Netflix, Inc. (NASDAQ:NFLX) is one of the most talked-about stocks right now because of its incredible rally over the last nine months. In 2011, it was worth just under $300 per share, but the unpopular decision to split DVD and streaming subscriptions sent the company’s stock into a nosedive.

Netflix

In September 2012 it was trading closer to $54 per share, but now Netflix, Inc. (NASDAQ:NFLX) shares are trading at over $200 per share. Needless to say, it’s easy to see why investor views on the company vary so widely. CNN Money contributor Kevin Kelleher compares the bull case to the bear case for Netflix and has some really good points.

The Bull Case For Netflix

Perhaps the main focal point of the bear case for Netflix, Inc. (NASDAQ:NFLX) is content costs. This has been a concern for many years, but Kelleher gives this part of the argument to the bulls, at least for now. The company has been rolling out a lot of original content over the last year or so, putting it directly in competition with the likes of HBO and Showtime and making $8 per month seem like a good deal. Kelleher believes the bulls win this argument because shows like House of Cards likely helped add about 2 million subscribers to Netflix in the last quarter.

In terms of competition concerns, Kelleher also believes the bulls have the advantage because in his view, Netflix’s tablet app is the best, and it has “the most compelling” online video library, although it may be shrinking. And then of course there’s momentum. Netflix, Inc. (NASDAQ:NFLX) has been on a tremendous tear in recent months, and short interest has shrunk over time.

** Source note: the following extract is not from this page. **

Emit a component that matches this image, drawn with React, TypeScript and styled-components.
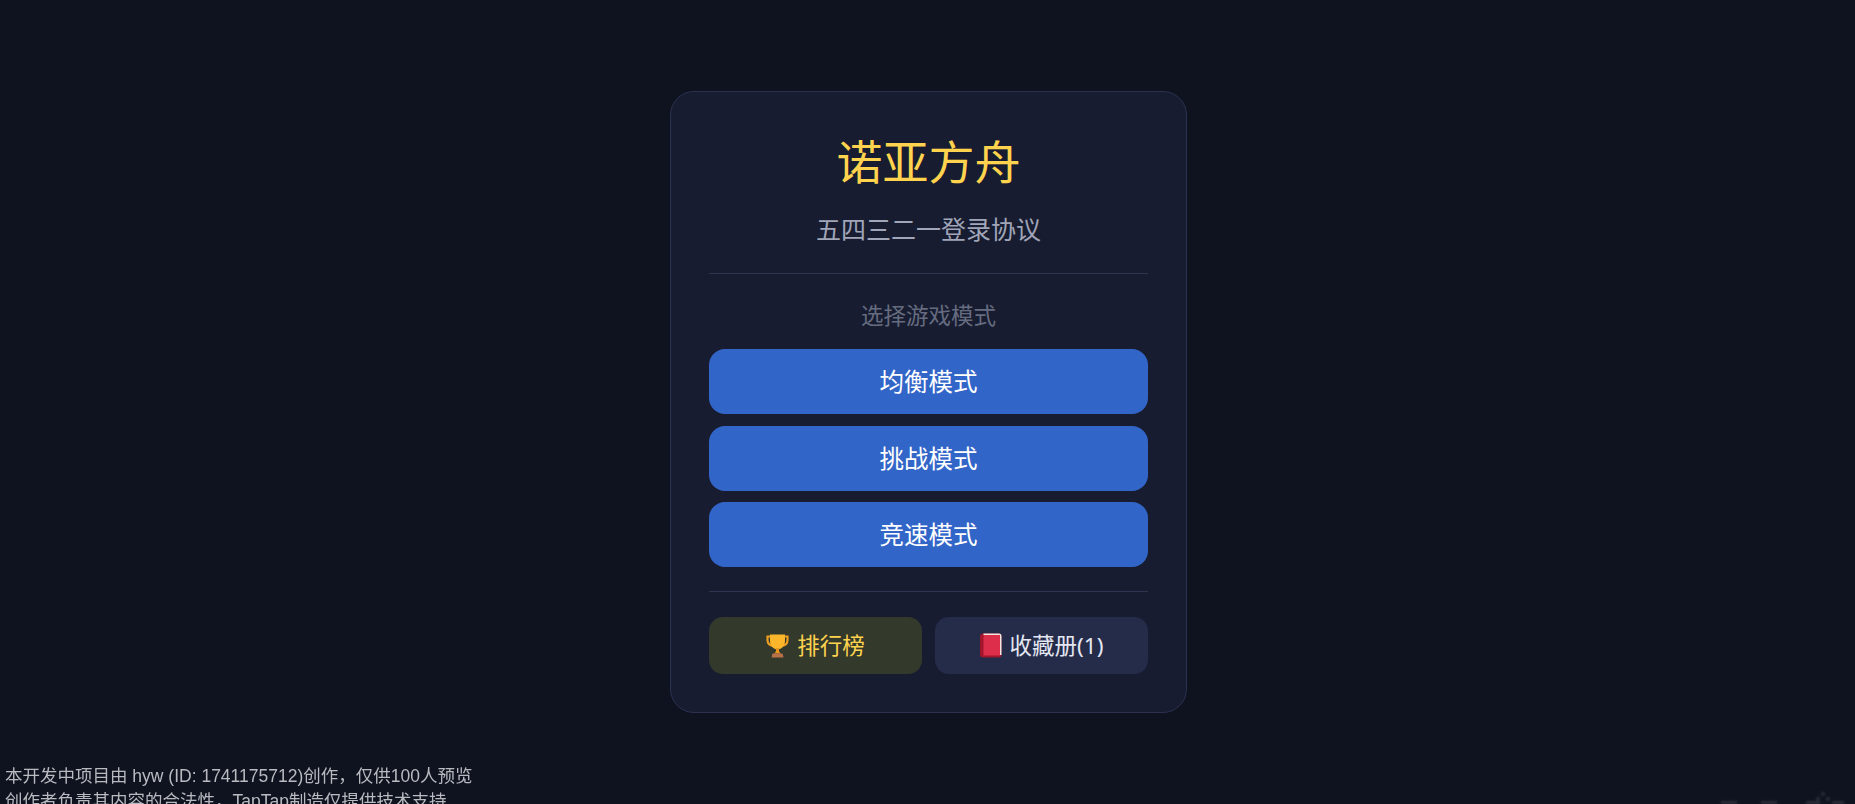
import React from 'react';
import styled, { createGlobalStyle } from 'styled-components';

const GlobalStyle = createGlobalStyle`
	html, body {
		margin: 0;
		padding: 0;
		height: 100%;
		overflow: hidden;
		background: #0f1320;
	}
	#root {
		height: 100%;
	}
`;

const Page = styled.div`
	display: flex;
	align-items: center;
	justify-content: center;
	box-sizing: border-box;
	height: 804px;
	padding-left: 2px;
	font-family: "Noto Sans", "Noto Sans CJK SC", sans-serif;
`;

const Card = styled.div`
	display: flex;
	flex-direction: column;
	box-sizing: border-box;
	width: 517px;
	height: 622px;
	padding: 0 38px;
	background: #171c30;
	border: 1px solid #2c3150;
	border-radius: 24px;
`;

const Title = styled.h1`
	margin: 44px 0 0;
	color: #ffd34e;
	font-size: 46px;
	font-weight: 400;
	line-height: 50px;
	text-align: center;
`;

const Subtitle = styled.p`
	margin: 26px 0 0;
	color: #a0a5b8;
	font-size: 25px;
	line-height: 34px;
	text-align: center;
`;

const Divider = styled.hr<{ $top: number }>`
	width: 100%;
	margin: ${props => props.$top}px 0 0;
	border: none;
	border-top: 1px solid #2f3450;
`;

const SectionLabel = styled.p`
	margin: 26px 0 0;
	color: #666c80;
	font-size: 22.5px;
	line-height: 32px;
	text-align: center;
`;

const ModeList = styled.div`
	display: flex;
	flex-direction: column;
	gap: 11.5px;
	margin-top: 17px;
`;

const ModeButton = styled.button`
	height: 65px;
	padding: 0 0 2px;
	background: #3265c8;
	border: none;
	border-radius: 16px;
	color: #ffffff;
	font-family: inherit;
	font-size: 24.5px;
	cursor: pointer;
`;

const BottomRow = styled.div`
	display: grid;
	grid-template-columns: 1fr 1fr;
	gap: 13px;
	margin-top: 25px;
`;

const BottomButton = styled.button<{ $gold?: boolean }>`
	display: flex;
	align-items: center;
	justify-content: center;
	gap: 8px;
	height: 57px;
	padding: 0;
	background: ${props => (props.$gold ? '#33392b' : '#252c4a')};
	border: none;
	border-radius: 14px;
	color: ${props => (props.$gold ? '#ffd34e' : '#e4e7f2')};
	font-family: inherit;
	font-size: 22.5px;
	cursor: pointer;
`;

const BottomLabel = styled.span`
	padding-bottom: 2px;
`;

const Notice = styled.div`
	position: fixed;
	left: 5px;
	top: 764px;
	color: #b8babf;
	font-family: "Liberation Sans", "Noto Sans CJK SC", sans-serif;
	font-size: 17.5px;
	line-height: 25px;
	white-space: nowrap;
`;

const Watermark = styled.svg`
	position: fixed;
	right: 0;
	bottom: 0;
	filter: blur(1px);
`;

const Trophy = () => (
	<svg width="23" height="24" viewBox="0 0 23 24">
		<path d="M5 2.5H1.5v3.5c0 3.5 2.5 5.5 6 6M18 2.5h3.5V6c0 3.5-2.5 5.5-6 6" fill="none" stroke="#ef9d1e" strokeWidth="2.2" />
		<path d="M4 0.5h15v6c0 5.5-3.4 9-7.5 9S4 12 4 6.500z" fill="#fbb62c" />
		<path d="M10 14h3v3l1.500 2.500h-6L10 17z" fill="#e8951c" />
		<path d="M6.500 19.500h10l1 4h-12z" fill="#b9714a" />
	</svg>
);

const Book = () => (
	<svg width="22" height="25" viewBox="0 0 22 25">
		<rect x="0" y="0.500" width="21.500" height="24" rx="3" fill="#a3152c" />
		<path d="M3.500 0.500h15.500a2.500 2.500 0 0 1 2.500 2.500v19h-1.500V2H3.500z" fill="#f0e6e0" />
		<rect x="3.500" y="2" width="16.500" height="20.500" fill="#dd2e4b" />
	</svg>
);

export default function App() {
	return (
		<Page>
			<GlobalStyle />
			<Card>
				<Title>诺亚方舟</Title>
				<Subtitle>五四三二一登录协议</Subtitle>
				<Divider $top={27} />
				<SectionLabel>选择游戏模式</SectionLabel>
				<ModeList>
					<ModeButton>均衡模式</ModeButton>
					<ModeButton>挑战模式</ModeButton>
					<ModeButton>竞速模式</ModeButton>
				</ModeList>
				<Divider $top={24} />
				<BottomRow>
					<BottomButton $gold><Trophy /><BottomLabel>排行榜</BottomLabel></BottomButton>
					<BottomButton><Book /><BottomLabel>收藏册(1)</BottomLabel></BottomButton>
				</BottomRow>
			</Card>
			<Notice>
				本开发中项目由 hyw (ID: 1741175712)创作，仅供100人预览<br />
				创作者负责其内容的合法性，TapTap制造仅提供技术支持
			</Notice>
			<Watermark width="145" height="20" viewBox="0 0 145 20" fill="#2b2e39">
				<rect x="11" y="17" width="16" height="3" />
				<rect x="51" y="17" width="16" height="3" />
				<rect x="96" y="17" width="14" height="3" />
				<rect x="122" y="17" width="12" height="3" />
				<circle cx="113" cy="10" r="2" />
				<circle cx="118" cy="15" r="2" />
				<circle cx="108" cy="15" r="2" />
			</Watermark>
		</Page>
	);
}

It’s been around 9 or 10 million shares, according to Kelleher, compared to last fall when short interest was 17 million shares.

The Bear Case For Netflix

In terms of financial performance, he gives the advantage to bears because of Netflix, Inc. (NASDAQ:NFLX)’s expansion plans. So far some of that spending is making a difference in the company’s gross margins, which rose to 29 percent from 26.8 percent in the previous quarter.

Of course valuation is also a big concern for bears because the current P/E ratio of Netflix is a whopping 540. It doesn’t take much to see why the P/E ratio goes to the bears.

Netflix Making Strides For Improvement

Netflix, Inc. (NASDAQ:NFLX) will be added back to the NASDAQ-100 Index (NASDAQ:NDX) starting tomorrow, so that’s another bit of good news for the company as it looks to regain more of its credibility as an investment.